*INSTRUCTIONS FOR THE TASK:* Copy all the data exactly, except the pictures.

*DATA SECTION:*
╔══

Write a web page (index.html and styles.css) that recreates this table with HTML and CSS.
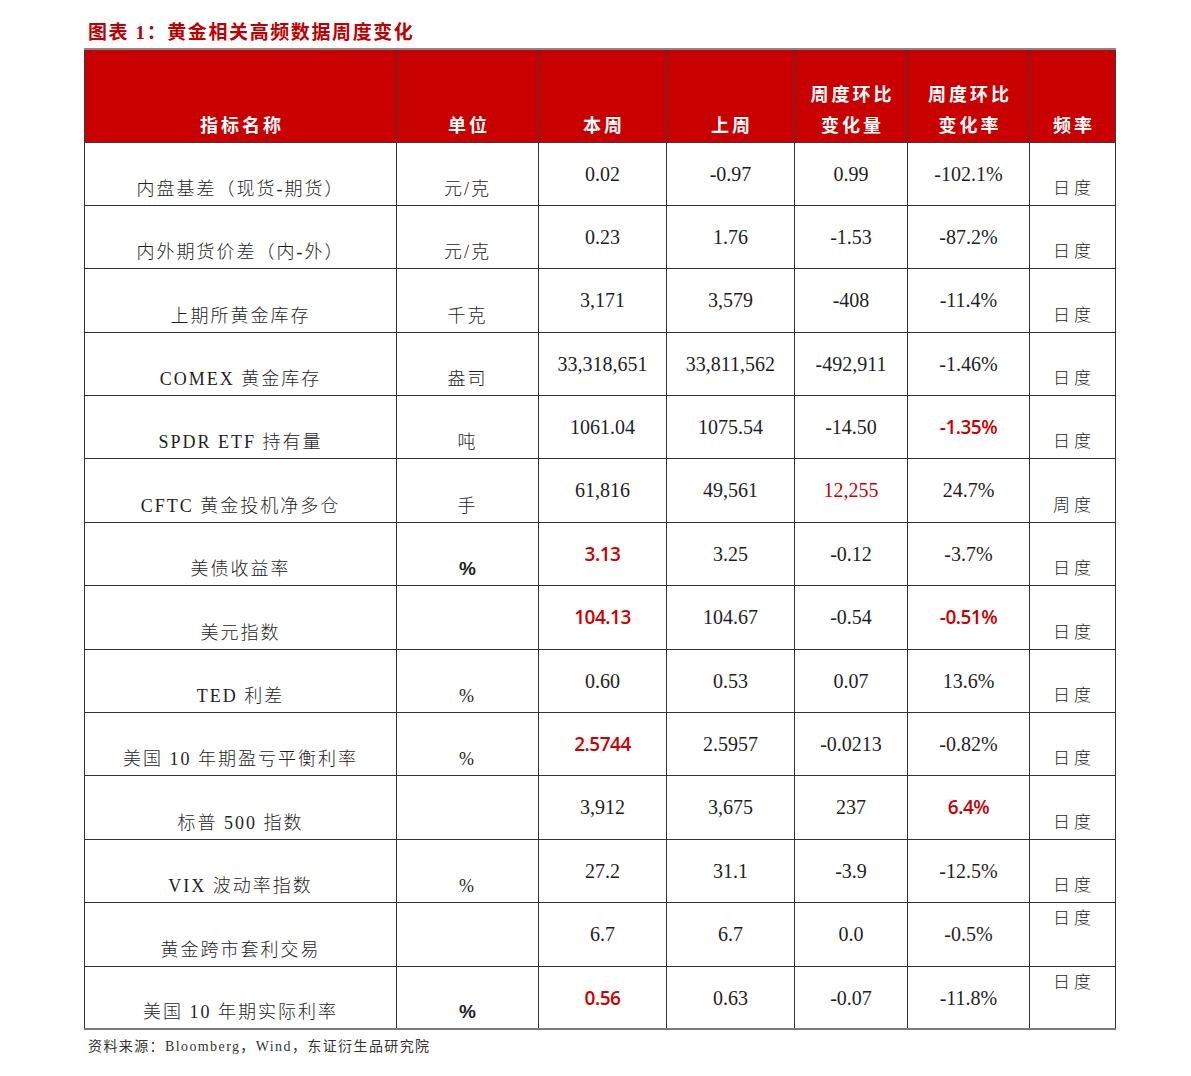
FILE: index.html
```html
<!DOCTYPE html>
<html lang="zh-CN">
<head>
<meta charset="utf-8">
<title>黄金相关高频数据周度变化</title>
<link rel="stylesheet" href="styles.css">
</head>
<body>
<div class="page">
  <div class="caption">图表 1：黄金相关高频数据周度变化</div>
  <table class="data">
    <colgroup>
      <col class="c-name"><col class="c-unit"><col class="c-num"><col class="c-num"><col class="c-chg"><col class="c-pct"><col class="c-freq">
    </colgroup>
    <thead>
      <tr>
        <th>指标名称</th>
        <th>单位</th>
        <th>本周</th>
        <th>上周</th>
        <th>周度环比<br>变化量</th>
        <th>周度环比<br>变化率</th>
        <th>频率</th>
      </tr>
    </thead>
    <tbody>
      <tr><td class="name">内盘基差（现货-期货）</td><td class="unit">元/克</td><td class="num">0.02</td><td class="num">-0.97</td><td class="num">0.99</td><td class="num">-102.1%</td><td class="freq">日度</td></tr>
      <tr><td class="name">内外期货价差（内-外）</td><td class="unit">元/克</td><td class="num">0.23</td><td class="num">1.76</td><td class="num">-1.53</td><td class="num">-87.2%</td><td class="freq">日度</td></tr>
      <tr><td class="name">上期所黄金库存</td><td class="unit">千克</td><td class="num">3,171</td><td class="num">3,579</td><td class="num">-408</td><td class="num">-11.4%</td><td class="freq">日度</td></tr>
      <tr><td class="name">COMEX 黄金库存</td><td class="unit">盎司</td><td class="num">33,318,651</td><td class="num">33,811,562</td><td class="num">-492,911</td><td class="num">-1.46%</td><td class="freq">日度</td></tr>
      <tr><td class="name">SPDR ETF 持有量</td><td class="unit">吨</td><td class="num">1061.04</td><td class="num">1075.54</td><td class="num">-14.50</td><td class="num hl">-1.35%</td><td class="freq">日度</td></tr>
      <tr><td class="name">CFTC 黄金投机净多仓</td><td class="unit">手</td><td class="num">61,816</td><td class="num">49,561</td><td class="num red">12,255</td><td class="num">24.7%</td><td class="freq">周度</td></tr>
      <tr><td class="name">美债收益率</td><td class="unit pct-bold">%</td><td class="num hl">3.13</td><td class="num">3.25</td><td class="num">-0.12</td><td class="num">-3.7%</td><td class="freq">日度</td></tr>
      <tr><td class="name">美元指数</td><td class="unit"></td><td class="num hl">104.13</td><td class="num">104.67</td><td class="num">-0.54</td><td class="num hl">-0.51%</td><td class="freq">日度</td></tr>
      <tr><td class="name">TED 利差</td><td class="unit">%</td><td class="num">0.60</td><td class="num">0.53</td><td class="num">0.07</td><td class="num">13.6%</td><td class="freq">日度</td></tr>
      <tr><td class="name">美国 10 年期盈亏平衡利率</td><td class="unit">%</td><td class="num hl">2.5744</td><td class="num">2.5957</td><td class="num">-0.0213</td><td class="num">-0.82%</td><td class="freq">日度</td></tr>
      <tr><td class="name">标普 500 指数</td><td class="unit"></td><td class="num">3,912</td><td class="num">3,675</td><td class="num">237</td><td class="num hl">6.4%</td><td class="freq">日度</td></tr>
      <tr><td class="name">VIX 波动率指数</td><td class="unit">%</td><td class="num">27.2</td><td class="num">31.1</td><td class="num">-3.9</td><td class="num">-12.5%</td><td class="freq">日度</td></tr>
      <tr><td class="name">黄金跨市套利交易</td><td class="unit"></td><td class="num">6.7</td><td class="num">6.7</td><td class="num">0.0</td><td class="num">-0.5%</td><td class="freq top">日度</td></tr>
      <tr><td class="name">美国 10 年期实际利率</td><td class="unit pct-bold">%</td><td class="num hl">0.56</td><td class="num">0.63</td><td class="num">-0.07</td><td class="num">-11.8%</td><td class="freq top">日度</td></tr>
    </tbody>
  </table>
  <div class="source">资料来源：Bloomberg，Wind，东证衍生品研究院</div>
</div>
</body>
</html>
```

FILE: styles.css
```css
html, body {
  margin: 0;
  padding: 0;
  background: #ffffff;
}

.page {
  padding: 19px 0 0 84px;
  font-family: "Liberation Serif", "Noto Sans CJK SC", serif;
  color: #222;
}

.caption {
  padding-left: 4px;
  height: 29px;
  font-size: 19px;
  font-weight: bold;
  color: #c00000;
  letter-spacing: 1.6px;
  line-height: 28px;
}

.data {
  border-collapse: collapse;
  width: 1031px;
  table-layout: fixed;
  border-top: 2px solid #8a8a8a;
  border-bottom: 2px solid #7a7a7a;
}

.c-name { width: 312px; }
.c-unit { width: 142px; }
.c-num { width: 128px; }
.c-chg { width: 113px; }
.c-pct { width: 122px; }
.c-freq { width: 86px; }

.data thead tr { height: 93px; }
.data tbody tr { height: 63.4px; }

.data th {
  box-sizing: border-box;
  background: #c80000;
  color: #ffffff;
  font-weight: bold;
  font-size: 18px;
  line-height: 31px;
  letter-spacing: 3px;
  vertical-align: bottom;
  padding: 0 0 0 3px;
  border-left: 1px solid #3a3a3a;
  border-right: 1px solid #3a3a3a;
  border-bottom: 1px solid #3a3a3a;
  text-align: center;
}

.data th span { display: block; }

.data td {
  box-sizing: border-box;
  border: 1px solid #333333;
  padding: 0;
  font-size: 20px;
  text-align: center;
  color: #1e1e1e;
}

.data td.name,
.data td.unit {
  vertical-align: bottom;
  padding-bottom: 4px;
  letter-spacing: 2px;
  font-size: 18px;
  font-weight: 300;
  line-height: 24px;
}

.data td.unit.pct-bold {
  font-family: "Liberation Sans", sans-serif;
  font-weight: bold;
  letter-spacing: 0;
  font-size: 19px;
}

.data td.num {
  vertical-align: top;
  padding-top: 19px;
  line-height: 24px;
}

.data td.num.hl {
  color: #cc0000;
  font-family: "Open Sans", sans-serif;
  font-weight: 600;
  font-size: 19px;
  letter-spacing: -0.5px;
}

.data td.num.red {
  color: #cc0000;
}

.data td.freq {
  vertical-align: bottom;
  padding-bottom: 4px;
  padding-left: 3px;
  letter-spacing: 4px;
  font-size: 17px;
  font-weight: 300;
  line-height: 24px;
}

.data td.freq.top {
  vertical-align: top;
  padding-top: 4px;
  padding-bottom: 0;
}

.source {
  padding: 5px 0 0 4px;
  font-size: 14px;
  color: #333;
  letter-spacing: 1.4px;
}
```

╚══

*EXERCISE OUTPUT:*
Write a web page (index.html and styles.css) that recreates this table with HTML and CSS.
FILE: index.html
```html
<!DOCTYPE html>
<html lang="zh-CN">
<head>
<meta charset="utf-8">
<title>黄金相关高频数据周度变化</title>
<link rel="stylesheet" href="styles.css">
</head>
<body>
<div class="page">
  <div class="caption">图表 1：黄金相关高频数据周度变化</div>
  <table class="data">
    <colgroup>
      <col class="c-name"><col class="c-unit"><col class="c-num"><col class="c-num"><col class="c-chg"><col class="c-pct"><col class="c-freq">
    </colgroup>
    <thead>
      <tr>
        <th>指标名称</th>
        <th>单位</th>
        <th>本周</th>
        <th>上周</th>
        <th>周度环比<br>变化量</th>
        <th>周度环比<br>变化率</th>
        <th>频率</th>
      </tr>
    </thead>
    <tbody>
      <tr><td class="name">内盘基差（现货-期货）</td><td class="unit">元/克</td><td class="num">0.02</td><td class="num">-0.97</td><td class="num">0.99</td><td class="num">-102.1%</td><td class="freq">日度</td></tr>
      <tr><td class="name">内外期货价差（内-外）</td><td class="unit">元/克</td><td class="num">0.23</td><td class="num">1.76</td><td class="num">-1.53</td><td class="num">-87.2%</td><td class="freq">日度</td></tr>
      <tr><td class="name">上期所黄金库存</td><td class="unit">千克</td><td class="num">3,171</td><td class="num">3,579</td><td class="num">-408</td><td class="num">-11.4%</td><td class="freq">日度</td></tr>
      <tr><td class="name">COMEX 黄金库存</td><td class="unit">盎司</td><td class="num">33,318,651</td><td class="num">33,811,562</td><td class="num">-492,911</td><td class="num">-1.46%</td><td class="freq">日度</td></tr>
      <tr><td class="name">SPDR ETF 持有量</td><td class="unit">吨</td><td class="num">1061.04</td><td class="num">1075.54</td><td class="num">-14.50</td><td class="num hl">-1.35%</td><td class="freq">日度</td></tr>
      <tr><td class="name">CFTC 黄金投机净多仓</td><td class="unit">手</td><td class="num">61,816</td><td class="num">49,561</td><td class="num red">12,255</td><td class="num">24.7%</td><td class="freq">周度</td></tr>
      <tr><td class="name">美债收益率</td><td class="unit pct-bold">%</td><td class="num hl">3.13</td><td class="num">3.25</td><td class="num">-0.12</td><td class="num">-3.7%</td><td class="freq">日度</td></tr>
      <tr><td class="name">美元指数</td><td class="unit"></td><td class="num hl">104.13</td><td class="num">104.67</td><td class="num">-0.54</td><td class="num hl">-0.51%</td><td class="freq">日度</td></tr>
      <tr><td class="name">TED 利差</td><td class="unit">%</td><td class="num">0.60</td><td class="num">0.53</td><td class="num">0.07</td><td class="num">13.6%</td><td class="freq">日度</td></tr>
      <tr><td class="name">美国 10 年期盈亏平衡利率</td><td class="unit">%</td><td class="num hl">2.5744</td><td class="num">2.5957</td><td class="num">-0.0213</td><td class="num">-0.82%</td><td class="freq">日度</td></tr>
      <tr><td class="name">标普 500 指数</td><td class="unit"></td><td class="num">3,912</td><td class="num">3,675</td><td class="num">237</td><td class="num hl">6.4%</td><td class="freq">日度</td></tr>
      <tr><td class="name">VIX 波动率指数</td><td class="unit">%</td><td class="num">27.2</td><td class="num">31.1</td><td class="num">-3.9</td><td class="num">-12.5%</td><td class="freq">日度</td></tr>
      <tr><td class="name">黄金跨市套利交易</td><td class="unit"></td><td class="num">6.7</td><td class="num">6.7</td><td class="num">0.0</td><td class="num">-0.5%</td><td class="freq top">日度</td></tr>
      <tr><td class="name">美国 10 年期实际利率</td><td class="unit pct-bold">%</td><td class="num hl">0.56</td><td class="num">0.63</td><td class="num">-0.07</td><td class="num">-11.8%</td><td class="freq top">日度</td></tr>
    </tbody>
  </table>
  <div class="source">资料来源：Bloomberg，Wind，东证衍生品研究院</div>
</div>
</body>
</html>
```

FILE: styles.css
```css
html, body {
  margin: 0;
  padding: 0;
  background: #ffffff;
}

.page {
  padding: 19px 0 0 84px;
  font-family: "Liberation Serif", "Noto Sans CJK SC", serif;
  color: #222;
}

.caption {
  padding-left: 4px;
  height: 29px;
  font-size: 19px;
  font-weight: bold;
  color: #c00000;
  letter-spacing: 1.6px;
  line-height: 28px;
}

.data {
  border-collapse: collapse;
  width: 1031px;
  table-layout: fixed;
  border-top: 2px solid #8a8a8a;
  border-bottom: 2px solid #7a7a7a;
}

.c-name { width: 312px; }
.c-unit { width: 142px; }
.c-num { width: 128px; }
.c-chg { width: 113px; }
.c-pct { width: 122px; }
.c-freq { width: 86px; }

.data thead tr { height: 93px; }
.data tbody tr { height: 63.4px; }

.data th {
  box-sizing: border-box;
  background: #c80000;
  color: #ffffff;
  font-weight: bold;
  font-size: 18px;
  line-height: 31px;
  letter-spacing: 3px;
  vertical-align: bottom;
  padding: 0 0 0 3px;
  border-left: 1px solid #3a3a3a;
  border-right: 1px solid #3a3a3a;
  border-bottom: 1px solid #3a3a3a;
  text-align: center;
}

.data th span { display: block; }

.data td {
  box-sizing: border-box;
  border: 1px solid #333333;
  padding: 0;
  font-size: 20px;
  text-align: center;
  color: #1e1e1e;
}

.data td.name,
.data td.unit {
  vertical-align: bottom;
  padding-bottom: 4px;
  letter-spacing: 2px;
  font-size: 18px;
  font-weight: 300;
  line-height: 24px;
}

.data td.unit.pct-bold {
  font-family: "Liberation Sans", sans-serif;
  font-weight: bold;
  letter-spacing: 0;
  font-size: 19px;
}

.data td.num {
  vertical-align: top;
  padding-top: 19px;
  line-height: 24px;
}

.data td.num.hl {
  color: #cc0000;
  font-family: "Open Sans", sans-serif;
  font-weight: 600;
  font-size: 19px;
  letter-spacing: -0.5px;
}

.data td.num.red {
  color: #cc0000;
}

.data td.freq {
  vertical-align: bottom;
  padding-bottom: 4px;
  padding-left: 3px;
  letter-spacing: 4px;
  font-size: 17px;
  font-weight: 300;
  line-height: 24px;
}

.data td.freq.top {
  vertical-align: top;
  padding-top: 4px;
  padding-bottom: 0;
}

.source {
  padding: 5px 0 0 4px;
  font-size: 14px;
  color: #333;
  letter-spacing: 1.4px;
}
```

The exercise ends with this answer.